There are certain things that I do not like—in every sense of the word—about journalism or the press. I am embarrassed about the predatory nature of the media. Here I am talking about the photographers who spend their lives chasing after people who only want to be left alone; the editors that choose the most lurid news headlines; and the journalists who rejoice at the pain of others. I am talking about the newspapers that live off scandal and insults and standing before the courts.

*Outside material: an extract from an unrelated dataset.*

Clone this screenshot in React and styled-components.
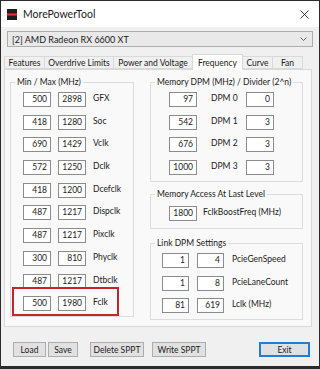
import styled, { createGlobalStyle } from 'styled-components';

const GlobalStyle = createGlobalStyle`
  html, body {
    margin: 0;
    padding: 0;
    background: #f0f0f0;
  }
  * {
    box-sizing: border-box;
  }
`;

const Window = styled.div`
  width: 320px;
  height: 369px;
  display: flex;
  flex-direction: column;
  background: #f0f0f0;
  border: 1px solid #2b2b2b;
  border-bottom-width: 3px;
  font-family: Lato, 'Noto Sans', sans-serif;
  font-size: 8.5px;
  color: #1a1a1a;
  white-space: nowrap;
  overflow: hidden;
`;

const TitleBar = styled.div`
  height: 26px;
  flex: none;
  display: flex;
  align-items: center;
  background: #fff;
  padding: 0 10px 0 6px;
  gap: 6px;

  .title {
    font-size: 10.5px;
    flex: 1;
  }
`;

const Body = styled.div`
  flex: 1;
  display: flex;
  flex-direction: column;
  padding: 4px 6px 0 3px;
`;

const Combo = styled.div`
  height: 16px;
  margin-left: 3px;
  display: flex;
  align-items: center;
  justify-content: space-between;
  padding: 0 5px 0 4px;
  background: #e9e9e9;
  border: 1px solid #adadad;
  font-size: 9px;
`;

const TabStrip = styled.div`
  height: 15px;
  margin-top: 7px;
  display: flex;
  align-items: flex-end;
  position: relative;
  z-index: 1;
`;

const Tab = styled.div`
  width: ${(p) => p.$w}px;
  height: ${(p) => (p.$active ? '16px' : '13px')};
  margin-bottom: ${(p) => (p.$active ? '-1px' : '0')};
  display: flex;
  align-items: center;
  justify-content: center;
  background: ${(p) => (p.$active ? '#fff' : '#f0f0f0')};
  border: 1px solid #d9d9d9;
  border-bottom: ${(p) => (p.$active ? 'none' : '1px solid #d9d9d9')};
  margin-left: -1px;

  &:first-child {
    margin-left: 0;
  }
`;

const TabPage = styled.div`
  height: 258px;
  margin-right: 1px;
  background: #f9f9f9;
  border: 1px solid #d9d9d9;
  display: grid;
  grid-template-columns: 124px 153px;
  column-gap: 16px;
  align-items: start;
  padding: 6px 0 0 5px;
`;

const Group = styled.fieldset`
  margin: ${(p) => p.$mt || 0}px 0 0 0;
  padding: 0;
  border: 1px solid #dcdcdc;
  min-width: 0;

  legend {
    margin-left: 4px;
    padding: 0 2px;
    line-height: 12px;
    height: 12px;
  }
`;

const Rows = styled.div`
  display: flex;
  flex-direction: column;
  gap: ${(p) => p.$gap || 0}px;
  padding: ${(p) => p.$pad};
`;

const Row = styled.div`
  display: flex;
  align-items: center;
  height: 15px;
  gap: ${(p) => p.$gap || 7}px;
`;

const Field = styled.div`
  width: ${(p) => p.$w || 28}px;
  height: 15px;
  flex: none;
  background: #fff;
  border: 1px solid #8c8c8c;
  text-align: right;
  padding-right: 3px;
  line-height: 13px;
`;

const Label = styled.span`
  width: ${(p) => (p.$w ? `${p.$w}px` : 'auto')};
  flex: none;
  margin-top: -3px;
`;

const Highlight = styled.div`
  width: 107px;
  margin: -9px 0 -5px -11px;
  padding: 7px 0 3px 9px;
  border: 2px solid #c8232c;
`;

const RightColumn = styled.div`
  display: flex;
  flex-direction: column;
`;

const Footer = styled.div`
  margin: 15px 3px 0 9px;
  display: flex;
  gap: 2px;
`;

const Button = styled.div`
  height: 15px;
  width: ${(p) => p.$w}px;
  margin-left: ${(p) => (p.$auto ? 'auto' : `${p.$ml || 0}px`)};
  display: flex;
  align-items: center;
  justify-content: center;
  background: #e1e1e1;
  border: ${(p) => (p.$default ? '2px solid #1f7fd6' : '1px solid #adadad')};
`;

const AppIcon = () => (
  <svg width="10" height="11" viewBox="0 0 10 11">
    <rect width="10" height="11" fill="#1c1c1c" />
    <rect y="4" width="10" height="3" fill="#b0141c" />
    <rect y="5" width="10" height="1" fill="#e2323a" />
  </svg>
);

const CloseIcon = () => (
  <svg width="9" height="9" viewBox="0 0 9 9">
    <path d="M0.5 0.5 L8.5 8.5 M8.5 0.5 L0.5 8.5" stroke="#222" strokeWidth="0.9" />
  </svg>
);

const Chevron = () => (
  <svg width="7" height="4" viewBox="0 0 7 4">
    <path d="M0.5 0.5 L3.5 3.5 L6.5 0.5" fill="none" stroke="#555" strokeWidth="0.9" />
  </svg>
);

const clocks = [
  ['500', '2898', 'GFX'],
  ['418', '1280', 'Soc'],
  ['690', '1429', 'Vclk'],
  ['572', '1250', 'Dclk'],
  ['418', '1200', 'Dcefclk'],
  ['487', '1217', 'Dispclk'],
  ['487', '1217', 'Pixclk'],
  ['300', '810', 'Phyclk'],
  ['487', '1217', 'Dtbclk'],
  ['500', '1980', 'Fclk'],
];

const dpm = [
  ['97', 'DPM 0', '0'],
  ['542', 'DPM 1', '3'],
  ['676', 'DPM 2', '3'],
  ['1000', 'DPM 3', '3'],
];

const link = [
  ['1', '4', 'PcieGenSpeed'],
  ['1', '8', 'PcieLaneCount'],
  ['81', '619', 'Lclk (MHz)'],
];

const tabs = [
  ['Features', 41],
  ['Overdrive Limits', 70],
  ['Power and Voltage', 80],
  ['Frequency', 51],
  ['Curve', 31],
  ['Fan', 31],
];

const ClockRow = ({ row }) => (
  <Row>
    <Field>{row[0]}</Field>
    <Field>{row[1]}</Field>
    <Label>{row[2]}</Label>
  </Row>
);

export default function App() {
  return (
    <Window>
      <GlobalStyle />
      <TitleBar>
        <AppIcon />
        <span className="title">MorePowerTool</span>
        <CloseIcon />
      </TitleBar>

      <Body>
        <Combo>
          <span>[2] AMD Radeon RX 6600 XT</span>
          <Chevron />
        </Combo>

        <TabStrip>
          {tabs.map(([t, w]) => (
            <Tab key={t} $w={w} $active={t === 'Frequency'}>
              {t}
            </Tab>
          ))}
        </TabStrip>

        <TabPage>
          <Group>
            <legend>Min / Max (MHz)</legend>
            <Rows $gap={7.7} $pad="4px 0 5px 12px">
              {clocks.slice(0, 9).map((r, i) => (
                <ClockRow key={i} row={r} />
              ))}
              <Highlight>
                <ClockRow row={clocks[9]} />
              </Highlight>
            </Rows>
          </Group>

          <RightColumn>
            <Group>
              <legend>Memory DPM (MHz) / Divider (2^n)</legend>
              <Rows $gap={7.7} $pad="4px 0 6px 18px">
                {dpm.map((r, i) => (
                  <Row key={i} $gap={14}>
                    <Field>{r[0]}</Field>
                    <Label $w={21}>{r[1]}</Label>
                    <Field>{r[2]}</Field>
                  </Row>
                ))}
              </Rows>
            </Group>

            <Group $mt={6}>
              <legend>Memory Access At Last Level</legend>
              <Rows $pad="6px 0 7px 18px">
                <Row $gap={6}>
                  <Field>1800</Field>
                  <Label>FclkBoostFreq (MHz)</Label>
                </Row>
              </Rows>
            </Group>

            <Group $mt={8}>
              <legend>Link DPM Settings</legend>
              <Rows $gap={7.5} $pad="4px 0 6px 11px">
                {link.map((r, i) => (
                  <Row key={i} $gap={8}>
                    <Field $w={27}>{r[0]}</Field>
                    <Field $w={27}>{r[1]}</Field>
                    <Label>{r[2]}</Label>
                  </Row>
                ))}
              </Rows>
            </Group>
          </RightColumn>
        </TabPage>

        <Footer>
          <Button $w={33}>Load</Button>
          <Button $w={30}>Save</Button>
          <Button $w={54} $ml={10}>Delete SPPT</Button>
          <Button $w={54} $ml={6}>Write SPPT</Button>
          <Button $w={51} $auto $default>Exit</Button>
        </Footer>
      </Body>
    </Window>
  );
}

Part of this profession is based on harming others, destroying their privacy and uncovering all their secrets. This is the part of journalism that I have always been embarrassed of since I entered this beautiful profession. It is wonderful to work in this field, but just as in every profession, there are those who give it a bad name. Just as some doctors trade human organs or some engineers construct buildings that are doomed to collapse; there are some journalists who love nothing more than to air other people’s dirty laundry in public.